It is lovely to be back in Italy, especially since it finally stopped raining. Rosetta gave me some hand-pressed olive oil and locally grown Carnaroli rice. The thyme plant in the garden is thriving, so I made a delicious risotto.

Seared Porcini Risotto

Seared Porcini Risotto

  • 1 cup fresh porcini mushrooms, cubed
  • 2 onions, finely chopped (already growing so I used the bulb and the sprouts)
  • puddle olive oil
  • 300 grams Carnaroli or Arborio rice
  • dry white wine
  • boiling water
  • bullion cube
  • pinch saffron
  • 50 grams dried porcini soaked in boiling water for 5 min., chopped
  • 5 sprigs fresh thyme
  • teaspoon hot sauce or red pepper flakes (totally not traditional but we love it)
  • 60 grams creamy cheese like Brie or 50dl heavy cream
  • grated Parmiggiano Reggiano or other hard cheese

Heat the oil till sizzling then drop in the fresh porcini. Toss and sear till golden and crusty on most sides. Lower the heat, add the onion and cook till golden. Add the rice and stir for 2-3 minutes till all grains are coated with oil and slightly toasted.  Add dry wine to taste 1-2 cups. Scrape up all the brown crusties on the bottom of the pan as the rice absorbs the wine.

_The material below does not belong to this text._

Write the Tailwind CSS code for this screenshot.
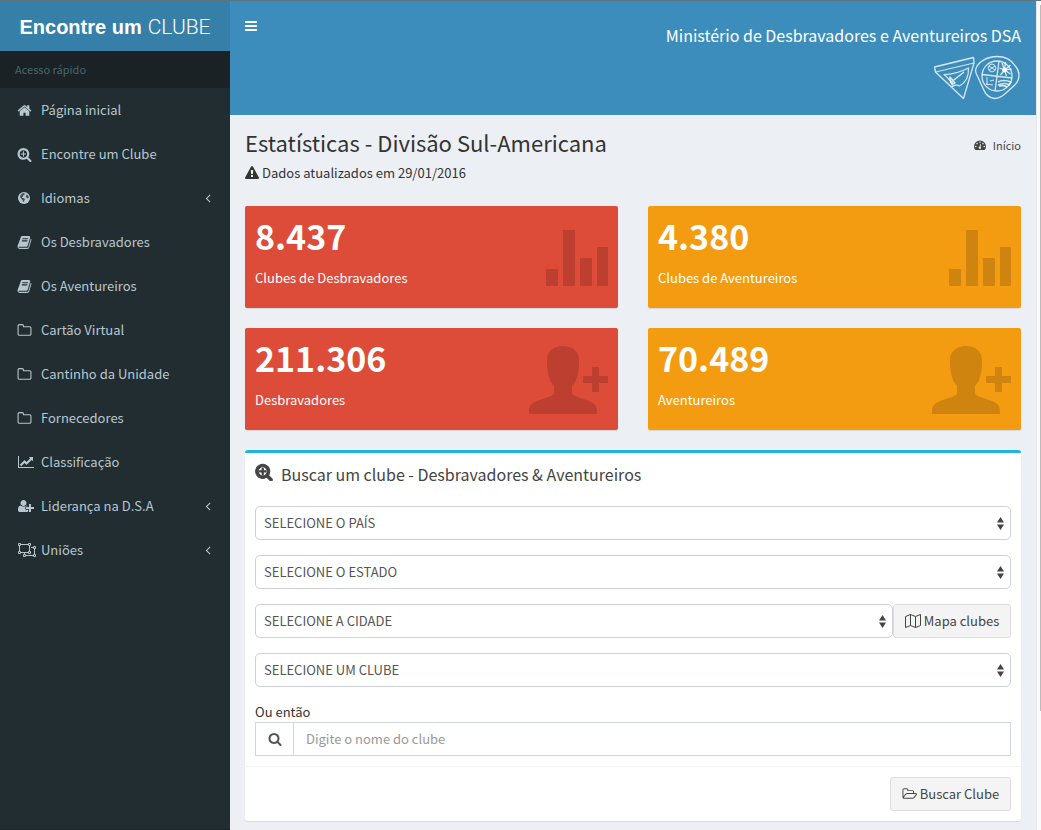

REMEMBER THAT A RISOTTO SHOULD BE “AL ONDA” ALL THE TIME. That means that the liquid level should be just above the rice in the pan (at the wave). As the pan simmers and the liquid is absorbed, keep adding boiling water to keep the liquid level at the right point. After the wine is absorbed add the bullion cube,  the reconstituted dried mushrooms, the soaking liquid and the saffron. Cook for a total of 20 minutes until the rice is cooked, but still al dente (there should be a faint white line when you bite it).

Turn off the heat. Add the grated cheese, the creamy cheese (or cream) and thyme. Stir and cover to mantecare (read the book to find out what that is).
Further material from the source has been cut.